At the risk of nit picking, this appears to move into the realm of an ABAC not an RBAC. The difference is that in an RBAC, permissions are determinable on the basis of whether the permissions required for the operation overlap with the permissions granted by the users roles. In an ABAC (Attribute Based Access Control) properties of the entities the operation is being performed on are allowed to be relevant.

The danger with ABAC is I think well exemplified in this. It becomes very tempting to try to implement far too much business logic in the permission system layer. Not all validation failures are access control limitations.

Personally I have come to prefer RBAC inside of scopes.

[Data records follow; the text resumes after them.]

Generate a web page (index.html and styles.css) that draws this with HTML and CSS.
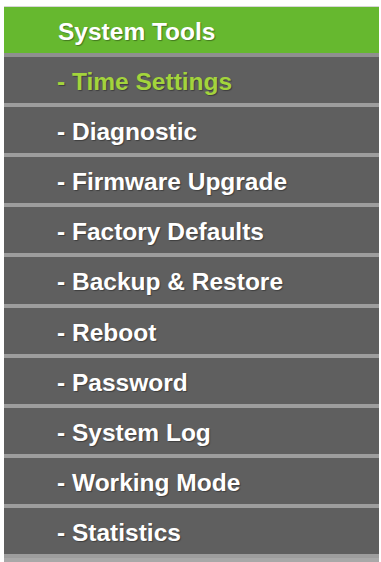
FILE: index.html
```html
<!DOCTYPE html>
<html>
<head>
<meta charset="utf-8">
<link rel="stylesheet" href="styles.css">
</head>
<body>
<nav class="menu">
  <div class="item header">System Tools</div>
  <div class="item active">- Time Settings</div>
  <div class="item">- Diagnostic</div>
  <div class="item">- Firmware Upgrade</div>
  <div class="item">- Factory Defaults</div>
  <div class="item">- Backup &amp; Restore</div>
  <div class="item">- Reboot</div>
  <div class="item">- Password</div>
  <div class="item">- System Log</div>
  <div class="item">- Working Mode</div>
  <div class="item">- Statistics</div>
  <div class="tail"></div>
</nav>
</body>
</html>
```

FILE: styles.css
```css
html, body {
  margin: 0;
  padding: 0;
  background: #ffffff;
}

.menu {
  margin: 6px 2px 0 4px;
  display: flex;
  flex-direction: column;
  border-top: 1px solid #d6d6d6;
  font-family: "Liberation Sans", Arial, sans-serif;
  font-weight: bold;
  font-size: 24.5px;
  color: #ffffff;
}

.item {
  height: 46.1px;
  padding: 0 0 0 53px;
  line-height: 50px;
  background: #5f5f5f;
  border-bottom: 4px solid #9d9d9d;
  text-shadow: 1px 1px 1px rgba(0, 0, 0, 0.35);
  white-space: nowrap;
  overflow: hidden;
}

.item.header {
  background: #66b82f;
  padding-left: 54px;
  border-bottom-color: #8f8f8f;
}

.item.active {
  color: #a3d43c;
}

.tail {
  height: 10px;
  background: #a8a8a8;
}
```
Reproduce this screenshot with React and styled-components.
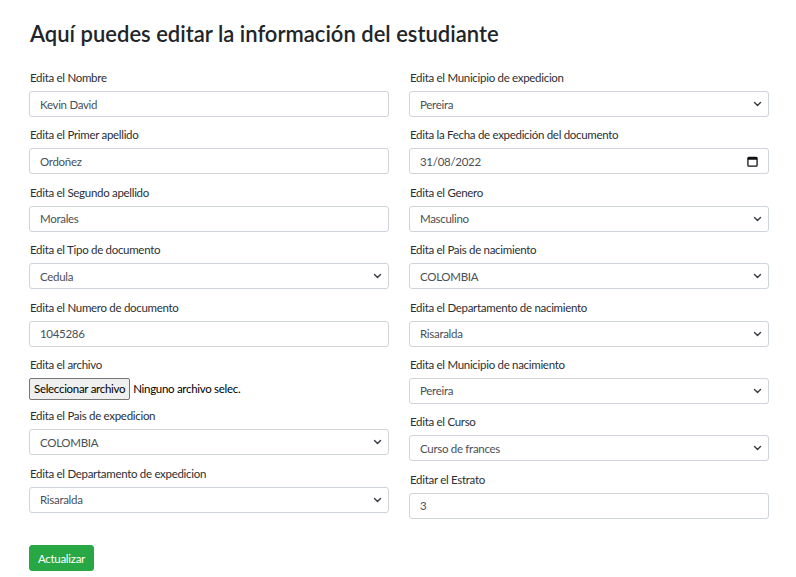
import React from 'react'
import styled, { createGlobalStyle } from 'styled-components'

const GlobalStyle = createGlobalStyle`
    body{
        margin: 0;
        background: #fff;
        font-family: Lato, "Noto Sans", sans-serif;
        color: #212529;
    }
`

const leftFields = [
    { label: 'Edita el Nombre', type: 'text', value: 'Kevin David' },
    { label: 'Edita el Primer apellido', type: 'text', value: 'Ordoñez' },
    { label: 'Edita el Segundo apellido', type: 'text', value: 'Morales' },
    { label: 'Edita el Tipo de documento', type: 'select', value: 'Cedula' },
    { label: 'Edita el Numero de documento', type: 'text', value: '1045286' },
    { label: 'Edita el archivo', type: 'file' },
    { label: 'Edita el Pais de expedicion', type: 'select', value: 'COLOMBIA' },
    { label: 'Edita el Departamento de expedicion', type: 'select', value: 'Risaralda' },
]

const rightFields = [
    { label: 'Edita el Municipio de expedicion', type: 'select', value: 'Pereira' },
    { label: 'Edita la Fecha de expedición del documento', type: 'date', value: '31/08/2022' },
    { label: 'Edita el Genero', type: 'select', value: 'Masculino' },
    { label: 'Edita el Pais de nacimiento', type: 'select', value: 'COLOMBIA' },
    { label: 'Edita el Departamento de nacimiento', type: 'select', value: 'Risaralda' },
    { label: 'Edita el Municipio de nacimiento', type: 'select', value: 'Pereira' },
    { label: 'Edita el Curso', type: 'select', value: 'Curso de frances' },
    { label: 'Editar el Estrato', type: 'text', value: '3' },
]

const Chevron = () => (
    <svg width="11" height="8" viewBox="0 0 16 16">
        <path d="M2 5l6 6 6-6" fill="none" stroke="#343a40" strokeWidth="2.8" strokeLinecap="round" strokeLinejoin="round" />
    </svg>
)

const CalendarIcon = () => (
    <svg width="11" height="11" viewBox="0 0 12 12">
        <rect x="1" y="1.5" width="10" height="9.5" rx="1" fill="none" stroke="#111" strokeWidth="1.4" />
        <rect x="1" y="1.5" width="10" height="2.6" fill="#111" />
    </svg>
)

const Field = ({ field }) => {
    const { label, type, value } = field
    return (
        <Group>
            <Label>{label}</Label>
            { type === 'text' && <Input type="text" defaultValue={value} /> }
            { type === 'select' && (
                <SelectWrap>
                    <Select defaultValue={value}>
                        <option>{value}</option>
                    </Select>
                    <Arrow><Chevron /></Arrow>
                </SelectWrap>
            )}
            { type === 'date' && (
                <DateBox>
                    <span>{value}</span>
                    <CalendarIcon />
                </DateBox>
            )}
            { type === 'file' && (
                <FileRow>
                    <FileBtn type="button">Seleccionar archivo</FileBtn>
                    <FileText>Ninguno archivo selec.</FileText>
                </FileRow>
            )}
        </Group>
    )
}

const App = () => {
    return (
        <Page>
            <GlobalStyle />
            <Title>Aquí puedes editar la información del estudiante</Title>
            <Columns>
                <Column>
                    { leftFields.map(f => <Field key={f.label} field={f} />) }
                </Column>
                <Column>
                    { rightFields.map(f => <Field key={f.label} field={f} />) }
                </Column>
            </Columns>
            <SubmitBtn type="button">Actualizar</SubmitBtn>
        </Page>
    )
}

const Page = styled.div`
    padding: 19px 27px 20px 29px;
    width: 740px;
`

const Title = styled.h3`
    margin: 0 0 20px 1px;
    font-size: 22px;
    font-weight: 600;
    line-height: 30px;
    color: #212529;
`

const Columns = styled.div`
    display: grid;
    grid-template-columns: 360px 360px;
    column-gap: 20px;
    align-items: start;
`

const Column = styled.div`
    display: flex;
    flex-direction: column;
`

const Group = styled.div`
    margin-bottom: 9.4px;
`

const Label = styled.label`
    display: block;
    font-size: 11.5px;
    letter-spacing: -0.3px;
    line-height: 18px;
    margin: 0 0 4px 1px;
    color: #2b2f33;
`

const fieldBox = `
    box-sizing: border-box;
    width: 100%;
    height: 26px;
    border: 1px solid #ced4da;
    border-radius: 3px;
    background: #fff;
    font-family: Lato, "Noto Sans", sans-serif;
    font-size: 11.5px;
    letter-spacing: -0.3px;
    color: #495057;
    padding: 0 10px;
`

const Input = styled.input`
    ${fieldBox}
    display: block;
    outline: none;
`

const SelectWrap = styled.div`
    position: relative;
`

const Select = styled.select`
    ${fieldBox}
    display: block;
    appearance: none;
    -webkit-appearance: none;
    outline: none;
`

const Arrow = styled.span`
    position: absolute;
    right: 6px;
    top: 9px;
    display: flex;
    pointer-events: none;
`

const DateBox = styled.div`
    ${fieldBox}
    display: flex;
    align-items: center;
    justify-content: space-between;
    padding: 0 10px 0 10px;
`

const FileRow = styled.div`
    display: flex;
    align-items: center;
    height: 22px;
    margin-top: 0;
    margin-bottom: -2px;
`

const FileBtn = styled.button`
    height: 22px;
    box-sizing: border-box;
    padding: 0 4px;
    margin: 0 3px 0 0;
    background: #efefef;
    border: 1px solid #767676;
    border-radius: 2px;
    font-family: Lato, "Noto Sans", sans-serif;
    font-size: 11.5px;
    letter-spacing: -0.3px;
    color: #000;
`

const FileText = styled.span`
    font-size: 11.5px;
    letter-spacing: -0.3px;
    color: #000;
`

const SubmitBtn = styled.button`
    display: block;
    margin-top: 17px;
    height: 26px;
    padding: 0 8px;
    background: #28a745;
    border: 1px solid #28a745;
    border-radius: 3px;
    color: #fff;
    font-family: Lato, "Noto Sans", sans-serif;
    font-size: 11.5px;
    letter-spacing: -0.3px;
`

export default App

It ends up being far easier to reason about.

type1fool · July 9, 2021, 12:57am

This clarified things a bit for me.

In other words, RBAC isn’t concerned with an entity’s ability to be edited, only the user’s ability to edit this type of entity. So, it would be up to the developer to add entity checks before or after RBAC checks.

Using scopes, it seems that Arbiter could be a simple-ish RBAC that composes nicely with custom entity checks. Plenty of room to grow from there. I’m hoping to have more time to flesh this out in code over the weekend.

@harmon25 Thanks again for posting those links. Most of the complexity in the Zanzibar article seems to result from its distributed design . For now, the happy path is non-distributed applications.

benwilson512 · July 9, 2021, 3:06pm

This is definitely in the right direction. I think the only other caveat I’d add is that RBAC doesn’t tend to think in terms of types of entities either, instead focusing on operations, and the permissions required to perform that operation. Those operations can be sort of parameterized by type, but those types are largely opaque to the RBAC system.

So you’d have operations like :start_shipment or :onboard_user or :edit_billing_info and those operations will require one or more permissions. Clearly there are entities involved there but the RBAC logic doesn’t really know or care about users or shipments, just the named operations. Then it looks to match the permissions required by those operations up to permissions granted to an actor according to the roles that actor possesses.

I think this is a good plan! Just to clarify what I have in mind by scope, it isn’t usually about “this kind of entity” but rather “within this organization, user A has these roles, but within some other organization A has different roles”. Operations are then performed within the context of an organization, and the relevant roles applied.